Problem statement: Retype the whole listing verbatim and keep the pictures out of it.

Given material:
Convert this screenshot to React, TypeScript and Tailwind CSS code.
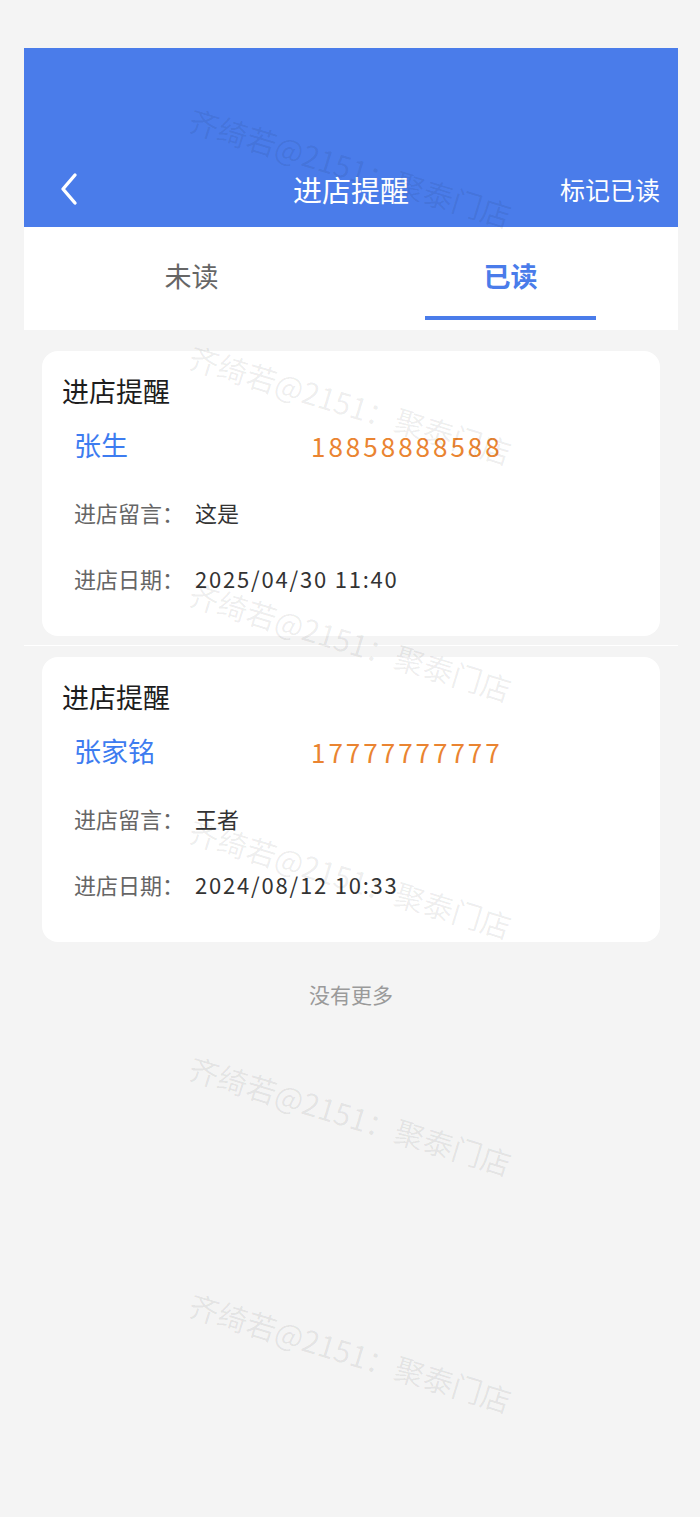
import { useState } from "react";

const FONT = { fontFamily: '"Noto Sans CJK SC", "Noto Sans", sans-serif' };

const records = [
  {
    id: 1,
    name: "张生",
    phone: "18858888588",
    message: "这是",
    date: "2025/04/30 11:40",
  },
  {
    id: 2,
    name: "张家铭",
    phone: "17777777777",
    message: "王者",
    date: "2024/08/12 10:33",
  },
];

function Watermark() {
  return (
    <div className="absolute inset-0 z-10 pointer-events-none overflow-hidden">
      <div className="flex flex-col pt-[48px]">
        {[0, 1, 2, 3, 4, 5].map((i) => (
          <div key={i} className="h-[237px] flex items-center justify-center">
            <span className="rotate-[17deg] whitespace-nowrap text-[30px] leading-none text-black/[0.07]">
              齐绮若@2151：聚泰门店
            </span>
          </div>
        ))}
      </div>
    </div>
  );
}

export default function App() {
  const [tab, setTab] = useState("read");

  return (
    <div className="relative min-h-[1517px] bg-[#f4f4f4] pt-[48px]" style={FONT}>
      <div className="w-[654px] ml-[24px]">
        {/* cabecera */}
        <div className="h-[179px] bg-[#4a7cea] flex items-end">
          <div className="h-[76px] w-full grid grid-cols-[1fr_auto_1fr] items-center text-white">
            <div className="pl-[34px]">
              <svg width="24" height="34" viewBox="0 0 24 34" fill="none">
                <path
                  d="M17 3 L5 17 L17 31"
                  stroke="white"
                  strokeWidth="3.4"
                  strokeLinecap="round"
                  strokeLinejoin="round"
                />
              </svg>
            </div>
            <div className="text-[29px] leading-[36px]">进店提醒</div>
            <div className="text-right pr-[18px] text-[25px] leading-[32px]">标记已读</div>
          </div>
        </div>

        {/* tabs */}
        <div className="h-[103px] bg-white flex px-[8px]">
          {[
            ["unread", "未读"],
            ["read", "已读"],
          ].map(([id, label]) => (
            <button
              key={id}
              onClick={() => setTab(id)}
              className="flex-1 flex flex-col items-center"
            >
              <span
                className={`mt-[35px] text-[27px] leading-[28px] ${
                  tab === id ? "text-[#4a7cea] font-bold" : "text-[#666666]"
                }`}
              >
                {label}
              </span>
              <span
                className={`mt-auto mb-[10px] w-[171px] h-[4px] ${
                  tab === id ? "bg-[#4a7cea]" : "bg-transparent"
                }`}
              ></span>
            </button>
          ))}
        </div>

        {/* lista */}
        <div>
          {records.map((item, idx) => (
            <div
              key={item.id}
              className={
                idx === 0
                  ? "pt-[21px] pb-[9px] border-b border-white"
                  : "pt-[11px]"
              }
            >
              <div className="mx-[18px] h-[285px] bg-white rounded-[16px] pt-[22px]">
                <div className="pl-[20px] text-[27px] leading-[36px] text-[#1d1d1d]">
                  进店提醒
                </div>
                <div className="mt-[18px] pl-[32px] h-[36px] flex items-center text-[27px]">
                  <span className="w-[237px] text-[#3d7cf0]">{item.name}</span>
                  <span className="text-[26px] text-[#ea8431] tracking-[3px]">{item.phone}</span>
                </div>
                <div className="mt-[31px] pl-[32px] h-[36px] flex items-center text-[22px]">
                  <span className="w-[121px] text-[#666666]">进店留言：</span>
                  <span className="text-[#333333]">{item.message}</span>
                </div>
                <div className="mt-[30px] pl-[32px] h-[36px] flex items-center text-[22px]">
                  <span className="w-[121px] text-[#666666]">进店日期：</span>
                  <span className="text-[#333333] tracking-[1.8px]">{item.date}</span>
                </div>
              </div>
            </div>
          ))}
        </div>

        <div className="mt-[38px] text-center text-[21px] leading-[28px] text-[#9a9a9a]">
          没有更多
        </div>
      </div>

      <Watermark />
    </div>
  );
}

Result for this exercise:
Convert this screenshot to React, TypeScript and Tailwind CSS code.
import { useState } from "react";

const FONT = { fontFamily: '"Noto Sans CJK SC", "Noto Sans", sans-serif' };

const records = [
  {
    id: 1,
    name: "张生",
    phone: "18858888588",
    message: "这是",
    date: "2025/04/30 11:40",
  },
  {
    id: 2,
    name: "张家铭",
    phone: "17777777777",
    message: "王者",
    date: "2024/08/12 10:33",
  },
];

function Watermark() {
  return (
    <div className="absolute inset-0 z-10 pointer-events-none overflow-hidden">
      <div className="flex flex-col pt-[48px]">
        {[0, 1, 2, 3, 4, 5].map((i) => (
          <div key={i} className="h-[237px] flex items-center justify-center">
            <span className="rotate-[17deg] whitespace-nowrap text-[30px] leading-none text-black/[0.07]">
              齐绮若@2151：聚泰门店
            </span>
          </div>
        ))}
      </div>
    </div>
  );
}

export default function App() {
  const [tab, setTab] = useState("read");

  return (
    <div className="relative min-h-[1517px] bg-[#f4f4f4] pt-[48px]" style={FONT}>
      <div className="w-[654px] ml-[24px]">
        {/* cabecera */}
        <div className="h-[179px] bg-[#4a7cea] flex items-end">
          <div className="h-[76px] w-full grid grid-cols-[1fr_auto_1fr] items-center text-white">
            <div className="pl-[34px]">
              <svg width="24" height="34" viewBox="0 0 24 34" fill="none">
                <path
                  d="M17 3 L5 17 L17 31"
                  stroke="white"
                  strokeWidth="3.4"
                  strokeLinecap="round"
                  strokeLinejoin="round"
                />
              </svg>
            </div>
            <div className="text-[29px] leading-[36px]">进店提醒</div>
            <div className="text-right pr-[18px] text-[25px] leading-[32px]">标记已读</div>
          </div>
        </div>

        {/* tabs */}
        <div className="h-[103px] bg-white flex px-[8px]">
          {[
            ["unread", "未读"],
            ["read", "已读"],
          ].map(([id, label]) => (
            <button
              key={id}
              onClick={() => setTab(id)}
              className="flex-1 flex flex-col items-center"
            >
              <span
                className={`mt-[35px] text-[27px] leading-[28px] ${
                  tab === id ? "text-[#4a7cea] font-bold" : "text-[#666666]"
                }`}
              >
                {label}
              </span>
              <span
                className={`mt-auto mb-[10px] w-[171px] h-[4px] ${
                  tab === id ? "bg-[#4a7cea]" : "bg-transparent"
                }`}
              ></span>
            </button>
          ))}
        </div>

        {/* lista */}
        <div>
          {records.map((item, idx) => (
            <div
              key={item.id}
              className={
                idx === 0
                  ? "pt-[21px] pb-[9px] border-b border-white"
                  : "pt-[11px]"
              }
            >
              <div className="mx-[18px] h-[285px] bg-white rounded-[16px] pt-[22px]">
                <div className="pl-[20px] text-[27px] leading-[36px] text-[#1d1d1d]">
                  进店提醒
                </div>
                <div className="mt-[18px] pl-[32px] h-[36px] flex items-center text-[27px]">
                  <span className="w-[237px] text-[#3d7cf0]">{item.name}</span>
                  <span className="text-[26px] text-[#ea8431] tracking-[3px]">{item.phone}</span>
                </div>
                <div className="mt-[31px] pl-[32px] h-[36px] flex items-center text-[22px]">
                  <span className="w-[121px] text-[#666666]">进店留言：</span>
                  <span className="text-[#333333]">{item.message}</span>
                </div>
                <div className="mt-[30px] pl-[32px] h-[36px] flex items-center text-[22px]">
                  <span className="w-[121px] text-[#666666]">进店日期：</span>
                  <span className="text-[#333333] tracking-[1.8px]">{item.date}</span>
                </div>
              </div>
            </div>
          ))}
        </div>

        <div className="mt-[38px] text-center text-[21px] leading-[28px] text-[#9a9a9a]">
          没有更多
        </div>
      </div>

      <Watermark />
    </div>
  );
}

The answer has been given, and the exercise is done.